Frequently Asked Questions (FAQ)

1) What is the ideal Posting Cadence for a new brand?

Start with the minimum cadence you can sustain for 8–12 weeks without quality dropping. For many teams, that’s 2–4 strong posts per week on one primary channel, plus light repurposing. Prove consistency first, then expand.

2) How do I know if my Posting Cadence is too high?

Warning signs include declining engagement per post, rushed creative, increasing revisions, missed deadlines, and audience fatigue (more unfollows, fewer meaningful comments). If operational stress rises while outcomes flatten, reduce cadence and improve quality.

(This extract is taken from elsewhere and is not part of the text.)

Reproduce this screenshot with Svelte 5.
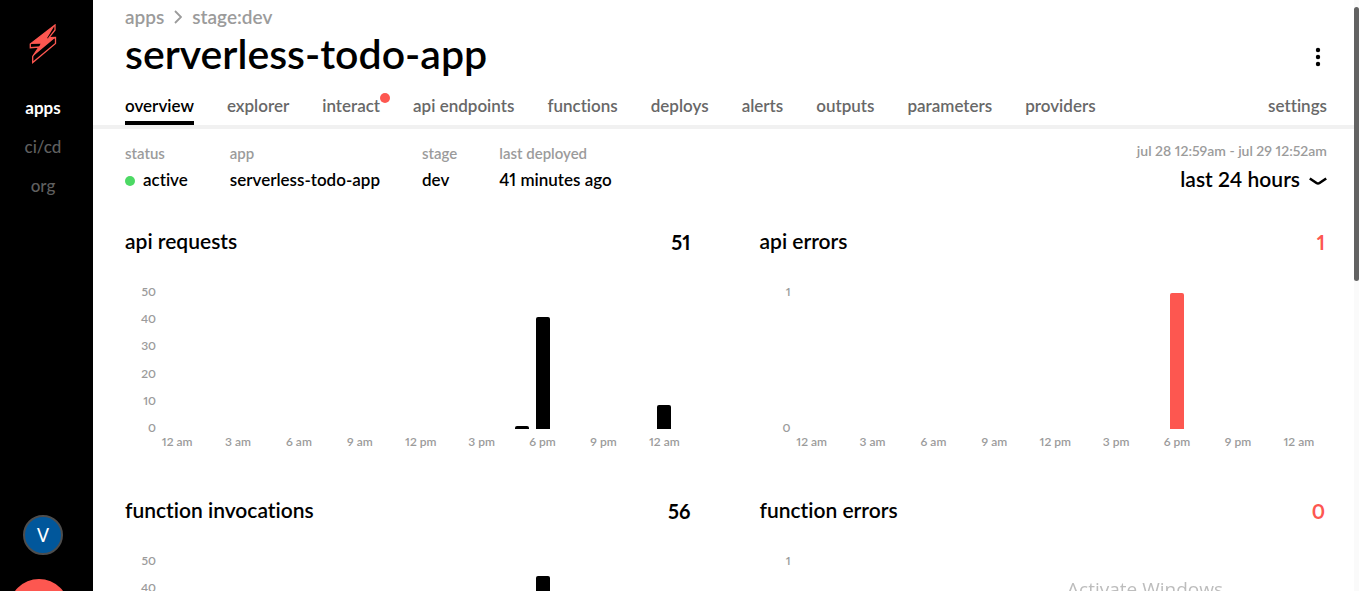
<script>
  const sections = ['apps', 'ci/cd', 'org'];
  const tabs = ['overview', 'explorer', 'interact', 'api endpoints', 'functions', 'deploys', 'alerts', 'outputs', 'parameters', 'providers'];
  const facts = [
    { label: 'status', value: 'active', dot: true },
    { label: 'app', value: 'serverless-todo-app' },
    { label: 'stage', value: 'dev' },
    { label: 'last deployed', value: '41 minutes ago' }
  ];
  const hours = ['12 am', '3 am', '6 am', '9 am', '12 pm', '3 pm', '6 pm', '9 pm', '12 am'];
  const fifty = [50, 40, 30, 20, 10, 0];
  // Each bar is [hour since the range began, count].
  const charts = [
    { title: 'api requests', total: 51, scale: fifty, bars: [[17, 1], [18, 41], [24, 9]] },
    { title: 'api errors', total: 1, scale: [1, 0], bars: [[18, 1]], error: true },
    { title: 'function invocations', total: 56, scale: fifty, bars: [[17, 1], [18, 45], [24, 10]] },
    { title: 'function errors', total: 0, scale: [1, 0], bars: [], error: true }
  ];
</script>

<div class="shell">
  <aside>
    <a class="logo" href="#home" aria-label="home">
      <svg viewBox="0 0 28 40" width="28" height="40">
        <path d="M26 1 1.300 20v3.700l8.700-.7-6.300 9.500v6L26.500 19.500v-6l-6.500.2L26 6z" fill="none" stroke="#fd5750" stroke-width="1.300" />
        <path d="M26 1 1.300 20l10.200-.3-1.500 3.300-6.300 9.500L26.500 13.500l-8.500.8z" fill="#fd5750" />
      </svg>
    </a>
    <nav class="sections">
      {#each sections as s, i}<a href="#{s}" class:current={i === 0}>{s}</a>{/each}
    </nav>
    <button class="avatar">V</button>
    <button class="chat" aria-label="chat"></button>
  </aside>

  <main>
    <header>
      <div class="crumbs">
        <a href="#apps">apps</a>
        <svg viewBox="0 0 8 14" width="8" height="14"><path d="M1 1l6 6-6 6" fill="none" stroke="#9b9b9b" stroke-width="1.800" /></svg>
        <a href="#stage">stage:dev</a>
      </div>
      <div class="heading">
        <h1>serverless-todo-app</h1>
        <button class="more" aria-label="more">
          <svg viewBox="0 0 6 20" width="6" height="20"><circle cx="3" cy="3" r="2.200" /><circle cx="3" cy="10" r="2.200" /><circle cx="3" cy="17" r="2.200" /></svg>
        </button>
      </div>
      <nav class="tabs">
        {#each tabs as t, i}<a href="#{t}" class:current={i === 0} class:badge={t === 'interact'}>{t}</a>{/each}
        <a class="settings" href="#settings">settings</a>
      </nav>
    </header>

    <div class="summary">
      <dl>
        {#each facts as f}
          <div>
            <dt>{f.label}</dt>
            <dd>{#if f.dot}<span class="dot"></span>{/if}{f.value}</dd>
          </div>
        {/each}
      </dl>
      <div class="range">
        <span>jul 28 12:59am - jul 29 12:52am</span>
        <button>last 24 hours
          <svg viewBox="0 0 18 10" width="18" height="10"><path d="M.8 2.500 7.500 7q1.500 1 3 0l6.700-4.500" fill="none" stroke="#000" stroke-width="2.600" /></svg>
        </button>
      </div>
    </div>

    <div class="charts">
      {#each charts as c}
        <section class:error={c.error}>
          <div class="title"><h2>{c.title}</h2><strong>{c.total}</strong></div>
          <div class="chart">
            <div class="scale">{#each c.scale as n}<span>{n}</span>{/each}</div>
            <div class="plot">
              {#each c.bars as [hour, count]}
                <i style="grid-column: {hour + 1}; height: {(count / c.scale[0]) * 100}%"></i>
              {/each}
            </div>
            <div class="hours">{#each hours as h, i}<span style="grid-column: {i * 3 + 1}">{h}</span>{/each}</div>
          </div>
        </section>
      {/each}
    </div>
    <p class="watermark">Activate Windows</p>
  </main>
  <div class="track"><div class="thumb"></div></div>
</div>

<style>
  :global(body) { margin: 0; background: #fff; }
  .shell { display: flex; height: 100vh; overflow: hidden; font-family: Lato, sans-serif; font-weight: 600; font-variant-ligatures: none; font-variant-numeric: proportional-nums; color: #000; }
  a { color: inherit; text-decoration: none; }
  button { font: inherit; font-variant-numeric: inherit; color: inherit; background: none; border: 0; padding: 0; cursor: pointer; }
  svg { display: block; }
  aside { box-sizing: border-box; flex: 0 0 93px; background: #000; display: flex; flex-direction: column; align-items: center; padding: 24px 7px 0 0; position: relative; }
  .sections { display: flex; flex-direction: column; align-items: center; gap: 19px; margin-top: 34px; font-size: 17px; line-height: 20px; color: #5f5f5f; font-weight: 500; }
  .sections .current { color: #fff; font-weight: 700; }
  .avatar { box-sizing: border-box; width: 40px; height: 40px; border-radius: 50%; border: 2px solid #4d4d4d; background: #01579b; color: #fff; font: 400 20px "Noto Sans", sans-serif; line-height: 36px; margin-top: auto; margin-bottom: 36px; }
  .chat { position: absolute; left: 9px; bottom: -48px; width: 60px; height: 60px; border-radius: 50%; background: #fd5750; }
  main { flex: 1; min-width: 0; overflow-y: auto; scrollbar-width: none; }
  header { border-bottom: 4px solid #f1f1f1; padding: 6px 27px 0 32px; }
  .crumbs { display: flex; align-items: center; gap: 10px; font-size: 19px; line-height: 22px; color: #9b9b9b; }
  .heading { display: flex; justify-content: space-between; align-items: center; }
  h1 { margin: 0; font-size: 41px; line-height: 52px; font-weight: 600; }
  .more { padding: 6px 6px 0; }
  .tabs { display: flex; gap: 33px; font-size: 17px; line-height: 20px; color: #686868; padding-top: 16px; }
  .tabs a { padding-bottom: 5px; border-bottom: 4px solid transparent; position: relative; white-space: nowrap; }
  .tabs .current { color: #000; border-color: #000; }
  .badge::after { content: ""; position: absolute; right: -10px; top: -3px; width: 10px; height: 10px; border-radius: 50%; background: #fd5750; }
  .tabs .settings { margin-left: auto; }
  .summary { display: flex; justify-content: space-between; padding: 12px 27px 0 32px; }
  dl { display: flex; margin: 3px 0 0; gap: 42px; }
  dt { font-size: 15px; line-height: 18px; color: #9b9b9b; }
  dd { margin: 7px 0 0; display: flex; align-items: center; gap: 8px; font-size: 17px; line-height: 22px; }
  .dot { width: 10px; height: 10px; border-radius: 50%; background: #4cd964; margin-top: 2px; }
  .range { display: flex; flex-direction: column; align-items: flex-end; font-size: 14px; line-height: 20px; color: #9b9b9b; }
  .range button { display: flex; align-items: center; gap: 9px; margin-top: 6px; font-size: 21px; line-height: 24px; color: #000; }
  .range svg { margin-top: 4px; }
  .charts { display: grid; grid-template-columns: 1fr 1fr; gap: 49px 67px; padding: 38px 27px 0 32px; }
  .title { display: flex; justify-content: space-between; align-items: flex-start; padding-right: 2px; line-height: 26px; }
  h2 { margin: 0; font-size: 21px; font-weight: 600; line-height: 24px; }
  strong { font-size: 20px; font-weight: 700; }
  .error strong { color: #fd5750; }
  .chart { display: grid; grid-template-columns: 31px 1fr; column-gap: 11px; padding: 38px 18px 0 0; font-size: 12px; line-height: 14px; color: #9b9b9b; }
  .scale { display: flex; flex-direction: column; justify-content: space-between; text-align: right; margin: -8px 0 -6px; height: 150px; }
  .plot, .hours { display: grid; grid-template-columns: repeat(25, minmax(0, 1fr)); }
  .plot { height: 136px; grid-template-rows: 136px; align-items: end; justify-items: center; }
  .plot i { grid-row: 1; width: 14px; background: #000; border-radius: 2px 2px 0 0; }
  .error i { background: #fd5750; }
  .hours { grid-column: 2; padding-top: 6px; }
  .hours span { display: flex; justify-content: center; white-space: nowrap; }
  .watermark { position: fixed; right: 136px; bottom: -12px; margin: 0; font: 400 19px/28px "Open Sans", sans-serif; color: #bdbdbd; }
  .track { flex: 0 0 5px; background: #fafafa; padding-top: 7px; box-sizing: border-box; }
  .thumb { height: 47%; background: #636363; border-radius: 3px; }
</style>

3) Does Posting Cadence matter as much as content quality?

In Organic Marketing, quality and cadence work together. Quality drives saves, shares, and trust; cadence drives repeated exposure and learning. High cadence with low quality usually fails, and high quality with no consistency struggles to compound.

4) How should Posting Cadence change for Influencer Marketing campaigns?

In Influencer Marketing, cadence should match the creator’s normal rhythm and avoid crowding their feed with brand content. Space deliverables to create multiple discovery moments (tease, launch, follow-up) while keeping the creator’s voice intact.

5) Should every platform have the same Posting Cadence?

No. Different platforms have different content lifecycles and audience expectations. Choose a primary channel cadence first, then add channel-specific variations based on format fit and your team’s capacity.

6) How often should I review and update my Posting Cadence?

Do a lightweight weekly check (are we on track?) and a deeper monthly review (what’s working, what’s hard, what should change). In fast-moving categories or during launches, review more frequently to keep Organic Marketing performance stable.